From his boutique in Harlem, he took popular logos such as Louis Vuitton, Gucci and Fendi and made custom garments for most of hip hops elite like P-Diddy, LL Cool J and even boxer Floyd Mayweather. It was seen as a unique sign of status which is still relevant today. When people buy designer items, mainly bags, most often they select a style covered in the house’s iconic logo. Popular bags like the LV Neverfull, Fendi Baguette and Dior tote, are always a sought after and worn style. This undoubtedly has everything to do with Dapper Dan’s innovative style making the logo lavish; and most likely will not be going away anytime soon.
5) Nameplate Jewelry.- Recently we have started seeing influencers posting their initial necklaces by Celine, but this trend was started long before. Having your name plated on a necklace or inside your favorite pair of hoop or heart earrings was all the rage. And the longer, more exotic the name; the better. Long before Carrie Bradshaw coined her “ghetto gold” necklace in Sex and the City, this trend emerged from the 80s within the African american community and quickly became the black girls statement. I remember wanting a pair so bad, but my mom never caved in. Lots of celebrities like Amber Rose, Lauren London and Nicki Minaj can still be seen rocking theirs today.

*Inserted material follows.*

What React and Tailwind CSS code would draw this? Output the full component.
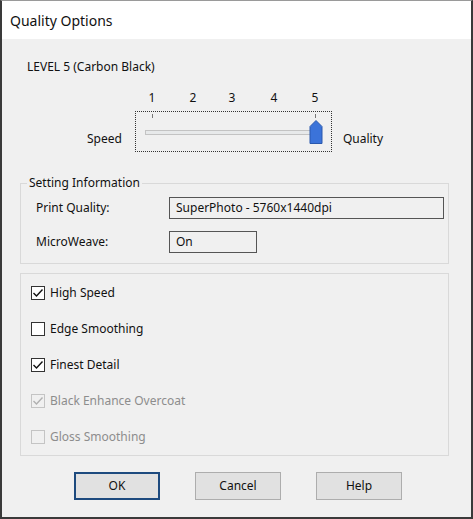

Now this list could go on and on. Let’s not forget about sunglasses as a fashion statement, Timbaland boots (with the Manolo heel Version for women) velour tracksuits, airbrushed tanks and shirts and Guess jeans. I mean who didn’t purposely tuck in their shirt to make sure that red bordered triangle showed. Fashion is a sense of not only who we are but what we stand for. With popular race cases like Trayvon Martin which sparked a sleuth of people wearing hoodies in solidarity. Or with the recent case of George Floyd we’ve seen popular sports players like Lebron James popularizing the “I Cant Breathe t-shirt, which has rapidly become a fashion movement. Fashion is embedded in the black culture and will continue to influence political and racial stances, upcoming generations and all races.